When you finally stand before the jury, you aren’t reading lines anymore. You’re living them. That’s when the art becomes dangerous. That’s when you feel the electricity of belief.


VI. THE CURTAIN CALL NOBODY CLAPS FOR

Actors take bows. Lawyers take verdicts.
One gets roses, the other gets migraines.

But both must face the same haunting question: when the lights dim, who are you now?

The method actor leaves traces of their character in the dressing room mirror. The lawyer leaves fragments of cases in the soul – the client who lied, the one who didn’t, the one who called you “the only one who listened.”

It changes you. Every performance does. Every argument rearranges something small and sacred in your chest.

That’s why you must learn the sacred art of detachment: closing the file, not just the case. Hanging up the costume.
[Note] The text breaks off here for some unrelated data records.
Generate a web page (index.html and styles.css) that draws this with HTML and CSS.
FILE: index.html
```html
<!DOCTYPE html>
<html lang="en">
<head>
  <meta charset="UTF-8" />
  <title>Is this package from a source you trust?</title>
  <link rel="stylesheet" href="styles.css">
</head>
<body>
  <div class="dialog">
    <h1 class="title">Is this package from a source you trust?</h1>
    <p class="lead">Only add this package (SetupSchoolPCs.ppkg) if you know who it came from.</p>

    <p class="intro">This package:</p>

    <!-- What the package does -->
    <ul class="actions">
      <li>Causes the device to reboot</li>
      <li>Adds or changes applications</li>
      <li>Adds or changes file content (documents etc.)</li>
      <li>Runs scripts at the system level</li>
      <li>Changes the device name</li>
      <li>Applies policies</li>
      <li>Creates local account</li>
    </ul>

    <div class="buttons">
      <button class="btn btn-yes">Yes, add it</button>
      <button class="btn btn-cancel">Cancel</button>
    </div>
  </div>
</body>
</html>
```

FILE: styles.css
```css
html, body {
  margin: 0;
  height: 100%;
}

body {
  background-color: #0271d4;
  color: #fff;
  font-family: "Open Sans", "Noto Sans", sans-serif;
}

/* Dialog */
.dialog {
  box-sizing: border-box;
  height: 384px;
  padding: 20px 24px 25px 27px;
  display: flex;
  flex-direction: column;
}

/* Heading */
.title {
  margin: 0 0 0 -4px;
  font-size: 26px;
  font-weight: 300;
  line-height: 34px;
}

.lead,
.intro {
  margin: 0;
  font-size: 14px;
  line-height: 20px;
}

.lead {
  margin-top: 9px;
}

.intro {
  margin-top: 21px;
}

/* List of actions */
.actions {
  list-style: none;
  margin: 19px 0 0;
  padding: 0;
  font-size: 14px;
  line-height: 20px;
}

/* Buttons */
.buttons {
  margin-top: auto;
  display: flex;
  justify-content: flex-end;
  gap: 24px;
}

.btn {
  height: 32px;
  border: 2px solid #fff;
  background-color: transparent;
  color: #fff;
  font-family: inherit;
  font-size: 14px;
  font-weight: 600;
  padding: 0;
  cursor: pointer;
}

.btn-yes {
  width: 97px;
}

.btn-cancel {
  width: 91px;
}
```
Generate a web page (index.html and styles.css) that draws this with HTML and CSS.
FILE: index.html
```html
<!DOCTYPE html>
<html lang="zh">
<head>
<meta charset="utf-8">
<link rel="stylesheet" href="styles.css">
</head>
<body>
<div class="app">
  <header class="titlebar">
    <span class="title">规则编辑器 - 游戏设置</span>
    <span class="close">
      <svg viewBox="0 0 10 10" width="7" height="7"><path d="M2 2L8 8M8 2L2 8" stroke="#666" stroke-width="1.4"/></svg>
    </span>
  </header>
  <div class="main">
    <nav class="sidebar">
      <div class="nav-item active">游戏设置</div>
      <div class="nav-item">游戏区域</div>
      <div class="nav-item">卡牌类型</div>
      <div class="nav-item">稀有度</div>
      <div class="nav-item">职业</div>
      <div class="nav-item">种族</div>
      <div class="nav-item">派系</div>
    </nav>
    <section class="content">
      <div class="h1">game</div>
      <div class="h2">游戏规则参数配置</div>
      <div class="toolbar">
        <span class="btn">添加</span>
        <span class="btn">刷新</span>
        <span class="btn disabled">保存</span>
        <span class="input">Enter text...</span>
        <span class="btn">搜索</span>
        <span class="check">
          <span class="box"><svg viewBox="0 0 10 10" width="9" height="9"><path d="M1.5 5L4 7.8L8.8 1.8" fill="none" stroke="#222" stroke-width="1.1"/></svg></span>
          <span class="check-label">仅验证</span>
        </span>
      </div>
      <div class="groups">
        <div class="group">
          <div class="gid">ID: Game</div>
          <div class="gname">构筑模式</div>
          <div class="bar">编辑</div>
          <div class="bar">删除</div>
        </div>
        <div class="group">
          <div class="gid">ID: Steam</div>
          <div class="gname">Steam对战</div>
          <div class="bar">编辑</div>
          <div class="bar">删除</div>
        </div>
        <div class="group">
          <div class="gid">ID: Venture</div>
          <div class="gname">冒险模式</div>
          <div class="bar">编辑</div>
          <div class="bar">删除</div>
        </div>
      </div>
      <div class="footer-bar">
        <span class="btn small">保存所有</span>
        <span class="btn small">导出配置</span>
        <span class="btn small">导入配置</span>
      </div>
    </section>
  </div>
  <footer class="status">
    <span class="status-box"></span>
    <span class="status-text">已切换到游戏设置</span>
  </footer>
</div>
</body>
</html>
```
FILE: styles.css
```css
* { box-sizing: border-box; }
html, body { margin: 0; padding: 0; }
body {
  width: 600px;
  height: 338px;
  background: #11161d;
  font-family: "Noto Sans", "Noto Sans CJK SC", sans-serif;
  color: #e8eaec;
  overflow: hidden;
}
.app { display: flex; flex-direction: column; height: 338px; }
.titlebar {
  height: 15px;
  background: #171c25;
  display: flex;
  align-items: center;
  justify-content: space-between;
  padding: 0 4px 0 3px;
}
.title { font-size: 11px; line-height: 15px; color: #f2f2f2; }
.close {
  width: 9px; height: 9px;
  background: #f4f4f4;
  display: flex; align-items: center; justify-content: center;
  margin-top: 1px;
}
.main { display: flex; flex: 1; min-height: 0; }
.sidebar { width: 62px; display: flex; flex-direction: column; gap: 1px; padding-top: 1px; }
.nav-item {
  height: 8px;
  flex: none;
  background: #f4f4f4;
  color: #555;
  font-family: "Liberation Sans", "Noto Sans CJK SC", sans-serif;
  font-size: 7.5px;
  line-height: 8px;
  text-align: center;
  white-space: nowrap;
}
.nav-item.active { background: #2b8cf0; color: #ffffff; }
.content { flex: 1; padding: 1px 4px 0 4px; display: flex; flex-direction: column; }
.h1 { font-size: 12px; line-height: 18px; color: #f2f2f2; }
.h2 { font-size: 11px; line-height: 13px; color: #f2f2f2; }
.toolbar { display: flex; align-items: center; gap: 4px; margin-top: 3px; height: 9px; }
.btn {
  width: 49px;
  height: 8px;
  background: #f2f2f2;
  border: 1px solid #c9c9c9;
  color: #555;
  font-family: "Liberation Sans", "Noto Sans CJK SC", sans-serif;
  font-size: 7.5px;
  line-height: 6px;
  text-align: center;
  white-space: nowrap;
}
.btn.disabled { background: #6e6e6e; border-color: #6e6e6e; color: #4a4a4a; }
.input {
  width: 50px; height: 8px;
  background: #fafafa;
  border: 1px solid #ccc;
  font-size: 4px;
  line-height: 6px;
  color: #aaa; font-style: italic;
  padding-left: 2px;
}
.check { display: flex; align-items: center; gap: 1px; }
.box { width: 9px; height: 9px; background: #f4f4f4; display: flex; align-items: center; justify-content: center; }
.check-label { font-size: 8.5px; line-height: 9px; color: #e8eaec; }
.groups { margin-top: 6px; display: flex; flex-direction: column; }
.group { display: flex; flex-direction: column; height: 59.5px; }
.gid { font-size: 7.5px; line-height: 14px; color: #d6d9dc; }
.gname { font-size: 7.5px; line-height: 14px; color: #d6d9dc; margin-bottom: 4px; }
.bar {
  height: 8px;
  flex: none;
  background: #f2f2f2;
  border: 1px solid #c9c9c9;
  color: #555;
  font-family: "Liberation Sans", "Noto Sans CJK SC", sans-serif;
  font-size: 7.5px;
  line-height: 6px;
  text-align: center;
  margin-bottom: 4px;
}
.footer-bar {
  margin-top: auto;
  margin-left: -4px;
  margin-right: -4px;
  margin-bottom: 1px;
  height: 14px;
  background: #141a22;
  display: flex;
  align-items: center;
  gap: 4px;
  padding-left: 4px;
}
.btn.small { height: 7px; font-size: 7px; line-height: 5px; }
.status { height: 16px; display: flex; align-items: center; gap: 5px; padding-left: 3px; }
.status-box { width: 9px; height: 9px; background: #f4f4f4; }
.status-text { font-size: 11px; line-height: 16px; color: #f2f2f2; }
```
Stepping back into the self that belongs to your family, your faith, your Friday evenings.

Because if you don’t, you’ll become what the old actors call a “ghost light” – a lonely bulb left burning after the show ends, keeping the darkness company.


VII. THE FINAL SCENE

So yes, maybe we are all actors in wigs of jurisprudence. Maybe justice itself is the greatest improv show on Earth – half philosophy, half farce, held together by the desperate hope that someone, somewhere, will believe the story we’re telling.

But when it’s done right, when method meets mastery, when empathy meets eloquence – something holy happens. The courtroom breathes. The law remembers its humanity.

And you – the method attorney – stand at the center of it, neither saint nor showman, simply present.

Present enough to feel.
Present enough to argue.
Present enough to know when to stop performing and start being.


Epilogue

The greatest method actors never disappear into their roles; they transform the audience by inhabiting truth. The greatest lawyers do the same.

Because the law, like theatre, isn’t about pretending. It’s about revelation – the fragile moment when artifice collapses and the truth walks naked across the stage, unashamed.

And the audience, for once, believes.